Now is the Time for Planting Trees of Memory and Thanksgiving

by Tom Spencer / Soul of the Garden

In Austin, autumn is the time for planting. Trees and shrubs planted now settle into their new homes, spreading roots that will help them survive the heat and droughts of the coming summer. This year, following the events of September 11, many people are choosing to plant trees in memory of those whose lives were lost and to mark lives forever changed. Planting trees as memorials is an ancient practice. For countless generations, trees have symbolized the enduring, regenerative forces of nature. They mark time in their stately fashion offering us not only the coolness of their shade but the assuredness that the cycles of life will indeed continue.

A tree should be chosen carefully, especially one intended as a memorial. We should look for varieties that will last and not create problems for someone else down the road. For years here in Austin, most of the trees sold in the chain nurseries were fast growing weedy species intended for our quick gratification culture. Homeowners around the city are now dealing with the literal fall-out of these poor choices as diseases, insects, and windstorms take their toll. The following list of trees features only species that are disease resistant and likely to be long-lived pleasures.

Choosing the right tree means picking one that is right for the site. Most city and suburban lots are not well suited to towering giants that will dominate house and garden. Instead, in these limited space times, we should look to varieties that will attain a moderate height and yet still provide the kind of stature one expects from a real tree. Three of my favorites for smaller settings include the bigtooth maple, lacey (or blue) oak, and Chinese pistache.

The bigtooth maple is the maple of Lost Maples State Natural Area fame. This plant is an ice-age survivor that has held on in the canyons of the hill country since the retreat of the glaciers. Well adapted to caliche soils, big tooth maple also performs well in clay if the site is slightly elevated or the drainage has been improved. Bigtooth maples grow to about 30 feet tall and often provide spectacular fall color. I have seen the colors range from yellow to a purple-red. Choosing these trees now will help ensure getting a color that will please you.

Lacey oak is another hill country survivor. Its native range extends from the Lost Maples area all the way down to Central America. This slow growing little tree (twenty five - thirty feet tall) often has multiple trunks, but can be trained as a single trunk specimen. Lacey oaks are tough as nails and can survive on as little as twelve inches of rain per year. Resistant to the dreaded oak wilt disease, lacey oaks exhibit very few pest or disease problems. The foliage of the lacey oak is its big payoff, the leaf buds are red when they emerge in the spring and then turn a beautiful blue green color. The fall foliage can be spectacular, so again, try to select yours at this time of year.

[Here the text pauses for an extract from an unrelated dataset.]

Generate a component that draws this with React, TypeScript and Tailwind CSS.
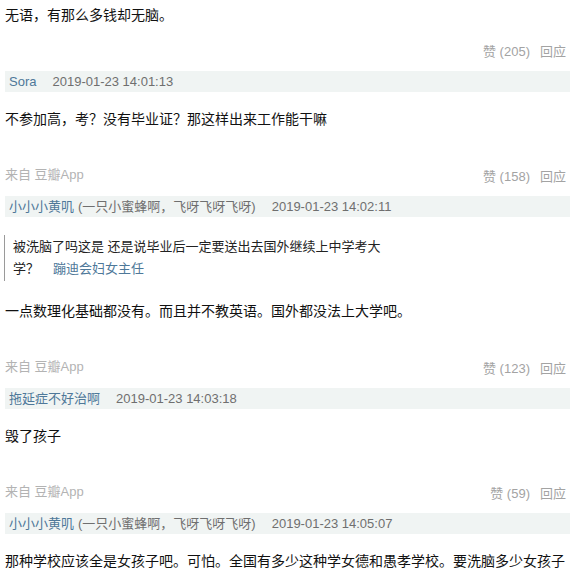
const font = {
  fontFamily: '"Liberation Sans", Arial, "Noto Sans CJK SC", sans-serif',
};

type Comment = {
  name: string;
  extra?: string;
  date: string;
  quote?: { text: string; tail: string; author: string };
  text: string;
  from?: boolean;
  likes?: number;
};

const comments: Comment[] = [
  {
    name: "Sora",
    date: "2019-01-23 14:01:13",
    text: "不参加高，考？没有毕业证？那这样出来工作能干嘛",
    from: true,
    likes: 158,
  },
  {
    name: "小小小黄叽",
    extra: "(一只小蜜蜂啊，飞呀飞呀飞呀)",
    date: "2019-01-23 14:02:11",
    quote: {
      text: "被洗脑了吗这是 还是说毕业后一定要送出去国外继续上中学考大",
      tail: "学？",
      author: "蹦迪会妇女主任",
    },
    text: "一点数理化基础都没有。而且并不教英语。国外都没法上大学吧。",
    from: true,
    likes: 123,
  },
  {
    name: "拖延症不好治啊",
    date: "2019-01-23 14:03:18",
    text: "毁了孩子",
    from: true,
    likes: 59,
  },
  {
    name: "小小小黄叽",
    extra: "(一只小蜜蜂啊，飞呀飞呀飞呀)",
    date: "2019-01-23 14:05:07",
    text: "那种学校应该全是女孩子吧。可怕。全国有多少这种学女德和愚孝学校。要洗脑多少女孩子",
  },
];

function Ops({ likes, from }: { likes: number; from?: boolean }) {
  return (
    <div className="flex justify-between items-start h-[20px] text-[13px] leading-[20px] pr-[10px]">
      <span className="text-[#b3b3b3]">{from ? "来自 豆瓣App" : ""}</span>
      <span className="mt-[2px] text-[#a3a3a3] flex">
        <span>赞 ({likes})</span>
        <span className="ml-[10px]">回应</span>
      </span>
    </div>
  );
}

function Item({ c }: { c: Comment }) {
  return (
    <div>
      <div className="mt-[11px] h-[21px] bg-[#f0f4f3] flex items-center px-[4px] text-[13px] mr-[6px]">
        <span className="text-[#4e7899]">{c.name}</span>
        {c.extra && <span className="text-[#6f6f6f] ml-[4px]">{c.extra}</span>}
        <span className="text-[#6f6f6f] ml-[16px]">{c.date}</span>
      </div>
      {c.quote && (
        <div className="mt-[18px] ml-[-1px] border-l border-[#9a9a9a] pl-[8px] py-[1px] text-[13px] leading-[22px] text-[#222] w-[384px]">
          {c.quote.text}
          <br />
          {c.quote.tail}
          <span className="ml-[14px] text-[#4e7899]">{c.quote.author}</span>
        </div>
      )}
      <p
        className={
          (c.quote ? "mt-[19px]" : "mt-[16px]") +
          " text-[14px] leading-[22px] text-[#111]"
        }
      >
        {c.text}
      </p>
      {c.likes !== undefined && (
        <div className="mt-[35px]">
          <Ops likes={c.likes} from={c.from} />
        </div>
      )}
    </div>
  );
}

export default function App() {
  return (
    <div className="w-[576px] bg-white pl-[5px] pt-[4px]" style={font}>
      <p className="text-[14px] leading-[22px] text-[#111]">
        无语，有那么多钱却无脑。
      </p>
      <div className="mt-[14px]">
        <Ops likes={205} />
      </div>
      {comments.map((c, i) => (
        <Item key={i} c={c} />
      ))}
    </div>
  );
}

The Chinese pistache is another tough customer, able to withstand Texas' worst weather. Folks say the leaves of this tree resemble those of a miniature pecan, I say it looks like a big sumac. Either way, it is an attractive plant that has a moderate rate of growth to forty feet tall. Chinese pistache can go through an 'awkward' phase when young and look a little spindly, but it matures into a tree with a solid form. The fall color of the Chinese pistache is a dependable red.

For folks with larger sized lots and a desire for truly grand trees, three native oaks are among the best choices- bur oak, chinquapin oak, and Monterrey oak (also called Mexican live oak.) All three of these trees are oak wilt resistant and are rarely troubled by pests. The bur oak has huge, deeply-lobed leaves and acorns that could choke a squirrel. When someone coined the phrase 'stout as an oak' this had to be the tree they were imagining. Bur oak is a stately giant well suited to areas with clay soils. The chinquapin oak can grow in either caliche or clay, and is my favorite of the big trees for Central Texas. I love the diamond shaped leaves and branching structure of the chinquapin. It is moderately fast growing and more upright than the bur oak, which tends to spread as far out as it grows up. Monterrey oak is the fastest growing of the big boys and is usually evergreen in our mild climate- I've seen it do well in caliche and clay. In cold years, it can turn a beautiful red before it loses its leaves.

Over the years, I have planted many memorial trees. I find the act healing in a very meaningful way. After they are in the ground, I step back and imagine their out-stretched branches filled with birdsong or the laughter of children climbing up to the top. I look at them as thanksgiving offerings for the person or event I wish to remember- even the most difficult person and the most troubling event, for in every passing or tragedy there is a hidden gift.